Korelasi lebih lanjut dari ketertarikan kaum formalis pada aspek bentuk ini adalah dengan gagasan mengenai teknik[8]. Dalam hal ini kaum formalis berpandangan bahwa persepsi bentuk merupakan hasil dari pengoperasian teknik-teknik artistik khusus yang memaksa pembaca untuk memperhatikan kehadiran bentuk tersebut. Selain untuk kebutuhan artistik, dalam pandangan kaum formalis keberadaan teknik pun diperlukan untuk membuat objek (yang dideskripsikan) “sulit dikenali”, menjadikannya tidak lazim, dan memperpanjang persepsi (pembaca) karena proses persepsi merupakan akhir estetika dalam dirinya dan mesti diperluas[9].
Teori mengenai plot dan fiksi mesti dicatat pula sebagai gagasan yang cukup penting yang dikedepankan oleh kaum formalis. Konstruksi plot menjadi subjek dasar dari kaum formalis semenjak plot didapati menyimpan kekhasan dalam seni naratif[10]. Dalam analisisnya, Shklovsky menunjukkan kehadiran sarana khusus dari “konstruksi plot” dan hubungannya terhadap sarana stilistik umum dalam berbagai keragaman bahan, yang kemudian disebutnya sebagai skaz[11]. Dalam kaitannya dengan masalah ini Shklovsky sekaligus menyingkirkan pandangan sebelumnya yang memandang plot sebagai sinonim dari cerita (story).

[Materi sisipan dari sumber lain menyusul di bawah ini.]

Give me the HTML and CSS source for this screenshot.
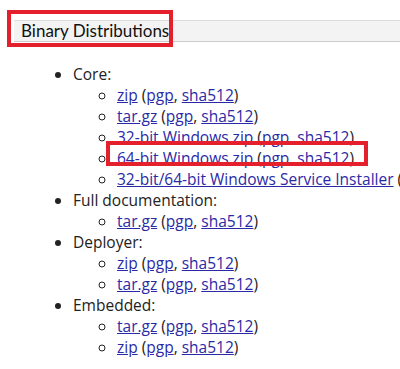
FILE: index.html
```html
<!DOCTYPE html>
<html lang="en">
<head>
    <meta charset="UTF-8">
    <meta name="viewport" content="width=device-width, initial-scale=1.0">
    <title>Binary Distributions</title>
    <link rel="stylesheet" href="styles.css">
</head>
<body>
    <h3 class="section-head"><span class="mark">Binary Distributions</span></h3>
    <ul class="dist">
        <li>Core:
            <ul>
                <li><a href="#">zip</a> (<a href="#">pgp</a>, <a href="#">sha512</a>)</li>
                <li><a href="#">tar.gz</a> (<a href="#">pgp</a>, <a href="#">sha512</a>)</li>
                <li><a href="#">32-bit Windows zip</a> (<a href="#">pgp</a>, <a href="#">sha512</a>)</li>
                <li><span class="mark mark-row"><a href="#">64-bit Windows zip</a> (<a href="#">pgp</a>, <a href="#">sha512</a>)</span></li>
                <li class="nowrap"><a href="#">32-bit/64-bit Windows Service Installer</a> (<a href="#">pgp</a>, <a href="#">sha512</a>)</li>
            </ul>
        </li>
        <li>Full documentation:
            <ul>
                <li><a href="#">tar.gz</a> (<a href="#">pgp</a>, <a href="#">sha512</a>)</li>
            </ul>
        </li>
        <li>Deployer:
            <ul>
                <li><a href="#">zip</a> (<a href="#">pgp</a>, <a href="#">sha512</a>)</li>
                <li><a href="#">tar.gz</a> (<a href="#">pgp</a>, <a href="#">sha512</a>)</li>
            </ul>
        </li>
        <li>Embedded:
            <ul>
                <li><a href="#">tar.gz</a> (<a href="#">pgp</a>, <a href="#">sha512</a>)</li>
                <li><a href="#">zip</a> (<a href="#">pgp</a>, <a href="#">sha512</a>)</li>
            </ul>
        </li>
    </ul>
</body>
</html>
```

FILE: styles.css
```css
* {
    margin: 0;
    padding: 0;
}

html, body {
    overflow: hidden;
}

body {
    font-family: "Open Sans", "Noto Sans", sans-serif;
    font-size: 15.5px;
    color: #222;
    background: #fff;
}

a {
    color: #2a2aa6;
}

.section-head {
    margin: 20px 0 0 14px;
    height: 22px;
    padding-left: 7px;
    background-color: #f3f3f3;
    border-top: 1px solid #ddd;
    border-bottom: 1px solid #ccc;
    box-sizing: border-box;
    font-family: Lato, "Open Sans", sans-serif;
    font-size: 17px;
    font-weight: normal;
    line-height: 20px;
    color: #111;
}

.mark {
    position: relative;
}

.mark::after {
    content: "";
    position: absolute;
    left: -14px;
    top: -10px;
    width: 166px;
    height: 37px;
    border: 4px solid #e3202b;
    box-sizing: border-box;
}

.mark-row::after {
    left: -11px;
    top: -6px;
    width: 262px;
    height: 25px;
}

.dist {
    margin-top: 22px;
    padding-left: 73px;
    line-height: 21px;
}

.dist ul {
    padding-left: 44px;
    list-style-type: circle;
}

.nowrap {
    white-space: nowrap;
}
```
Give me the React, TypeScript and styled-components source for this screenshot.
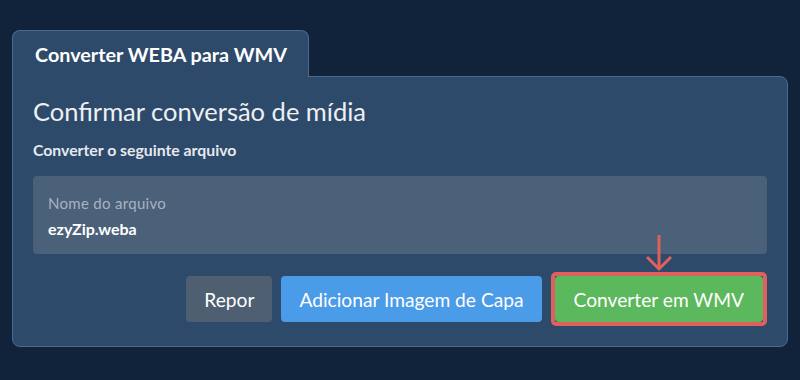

Bagi Shklovsky, cerita hanyalah bahan untuk memformulasikan plot; sementara plot itu sendiri menempati posisinya sebagai struktur.
Dalam perkembangan selanjutnya, kaum formalis mulai melirik pada masalah perkembangan sastra dan sejarah sastra. Perubahan studi mereka pada wilayah sejarah sastra bukanlah ekspansi sederhana; hal itu dihasilkan dari perkembangan konsep mereka perihal bentuk[12]. Mereka menemukan bahwa mereka tidak dapat melihat karya sastra dalam isolasi; bentuknya harus dilihat dengan latar belakang karya lain daripada lewat bentuk yang ada pada dirinya sendiri[13]. Sementara itu, di dalam studi sejarah sastra itu pun mereka agaknya tetap pada karakteristinya untuk tidak hanya menurunkan konklusi historis, namun konklusi teoritis juga; mereka mengedepankan masalah teoritis baru untuk sekaligus menguji yang lama.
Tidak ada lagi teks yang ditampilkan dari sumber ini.